Union Pacific handed the jury highlighted texts during its deliberation, which Bradshaw claims should not have been allowed because it emphasized rules that seemingly place all responsibility for safety on the employees. Justices on the Fifth District Appellate Court say the text was appropriate.

"Because the highlighted portions of the text in defendant's exhibits O, P and Q were actually read to the jury, we do not find that the trial court abused its discretion by allowing these exhibits to be submitted to the jury and certainly, such action does not rise to the level of reversible error," Wexstten wrote.

Finally, Bradshaw claims Lopinot should have allowed four pieces of evidence into testimony, which included all repetitive injury claims filed against the railroad from 1980 until now. The evidence, which was not permitted during the trial, would have shown the numerous injuries many of Union Pacific's workers sustained throughout their employment, Bradshaw contended.

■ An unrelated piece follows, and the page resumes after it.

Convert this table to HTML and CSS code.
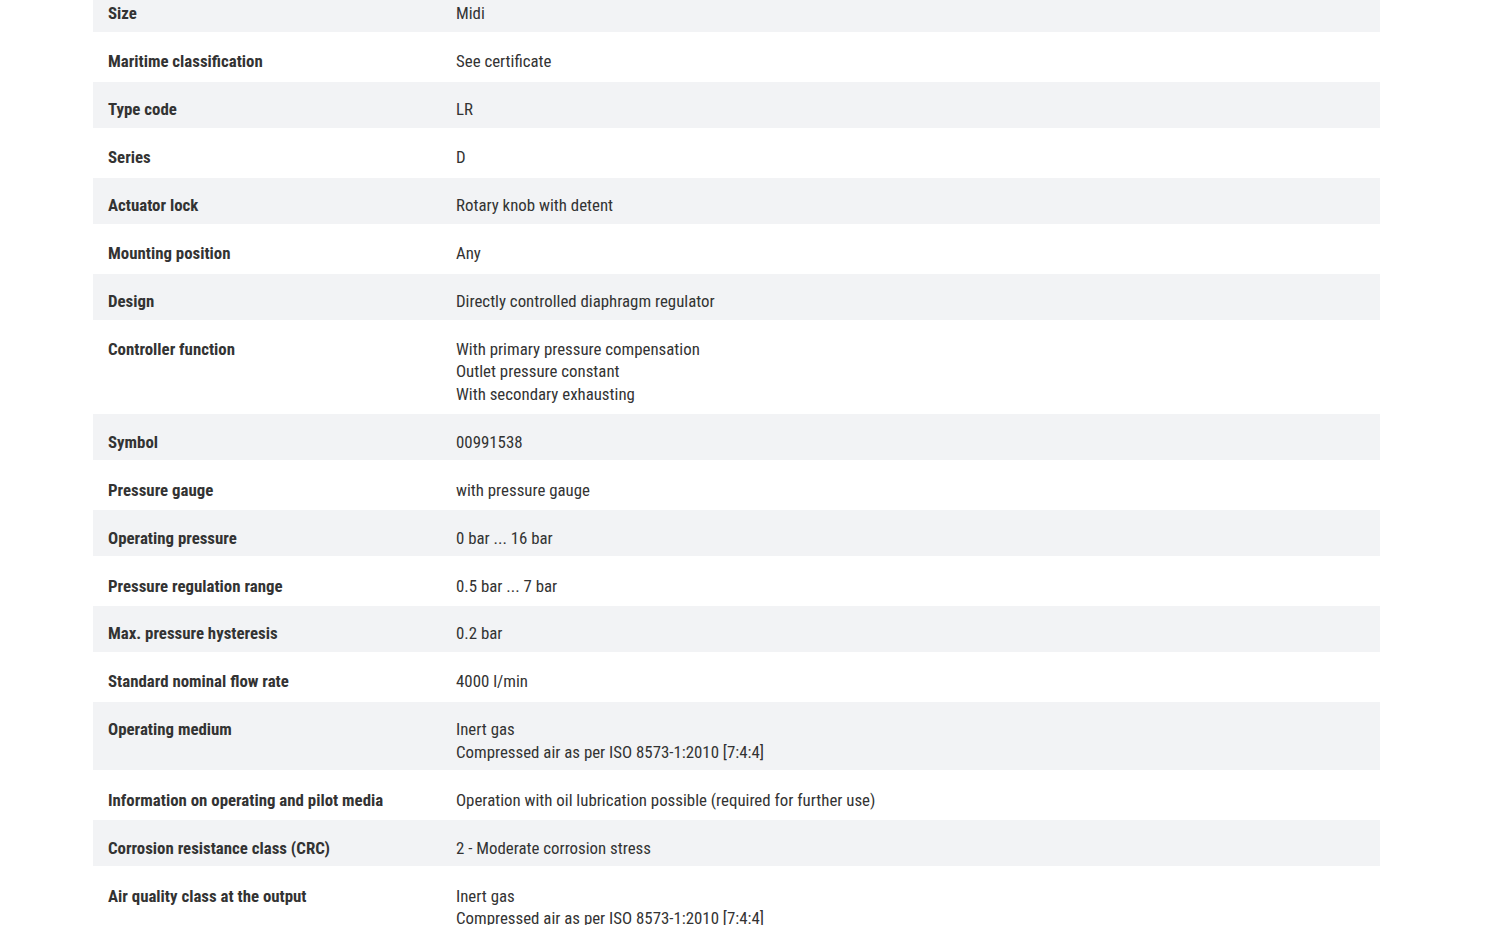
FILE: index.html
```
<!DOCTYPE html>
<html lang="en">
<head>
<meta charset="utf-8">
<title>Technical data</title>
<link rel="stylesheet" href="styles.css">
</head>
<body>
<div class="specs">
  <div class="row"><div class="label">Size</div><div class="value">Midi</div></div>
  <div class="row"><div class="label">Maritime classification</div><div class="value">See certificate</div></div>
  <div class="row"><div class="label">Type code</div><div class="value">LR</div></div>
  <div class="row"><div class="label">Series</div><div class="value">D</div></div>
  <div class="row"><div class="label">Actuator lock</div><div class="value">Rotary knob with detent</div></div>
  <div class="row"><div class="label">Mounting position</div><div class="value">Any</div></div>
  <div class="row"><div class="label">Design</div><div class="value">Directly controlled diaphragm regulator</div></div>
  <div class="row"><div class="label">Controller function</div><div class="value"><div>With primary pressure compensation</div><div>Outlet pressure constant</div><div>With secondary exhausting</div></div></div>
  <div class="row"><div class="label">Symbol</div><div class="value">00991538</div></div>
  <div class="row"><div class="label">Pressure gauge</div><div class="value">with pressure gauge</div></div>
  <div class="row"><div class="label">Operating pressure</div><div class="value">0 bar ... 16 bar</div></div>
  <div class="row"><div class="label">Pressure regulation range</div><div class="value">0.5 bar ... 7 bar</div></div>
  <div class="row"><div class="label">Max. pressure hysteresis</div><div class="value">0.2 bar</div></div>
  <div class="row"><div class="label">Standard nominal flow rate</div><div class="value">4000 l/min</div></div>
  <div class="row"><div class="label">Operating medium</div><div class="value"><div>Inert gas</div><div>Compressed air as per ISO 8573-1:2010 [7:4:4]</div></div></div>
  <div class="row"><div class="label">Information on operating and pilot media</div><div class="value">Operation with oil lubrication possible (required for further use)</div></div>
  <div class="row"><div class="label">Corrosion resistance class (CRC)</div><div class="value">2 - Moderate corrosion stress</div></div>
  <div class="row"><div class="label">Air quality class at the output</div><div class="value"><div>Inert gas</div><div>Compressed air as per ISO 8573-1:2010 [7:4:4]</div></div></div>
</div>
</body>
</html>
```
FILE: styles.css
```
html, body {
  margin: 0;
  padding: 0;
  background: #ffffff;
}
body {
  font-family: "Roboto Condensed", "Liberation Sans", sans-serif;
  font-size: 16.85px;
  line-height: 22.45px;
  color: #333333;
}
.specs {
  width: 1287px;
  margin: -14px 0 0 93px;
  display: flex;
  flex-direction: column;
}
.row {
  display: grid;
  grid-template-columns: 348px 1fr;
  padding: 16.3px 15px 7.2px;
  border-bottom: 2px solid #ffffff;
}
.row:nth-child(odd) {
  background: #f2f3f5;
}
.label {
  font-weight: 700;
  color: #333333;
}
.value {
  font-weight: 400;
}
```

Justices, however, ruled that the injuries outlined in the evidence were not similar to Bradshaw's knee problems. Therefore, refusal to admit the evidence was permissible.

"The exhibits at issue are too varied in the location and description of the accident site and/or the nature of the injury allegedly arising therefrom," Wexstten wrote. "Even if these exhibits were admitted as 'dissimilar prior accidents' to show that the defendant had notice of the hazardous nature of uneven ballast or of dismounting moving locomotives, this evidence would not be per se indicative of the need to establish an ergonomics program."

Fifth District Appellate Court case number: 5-10-554.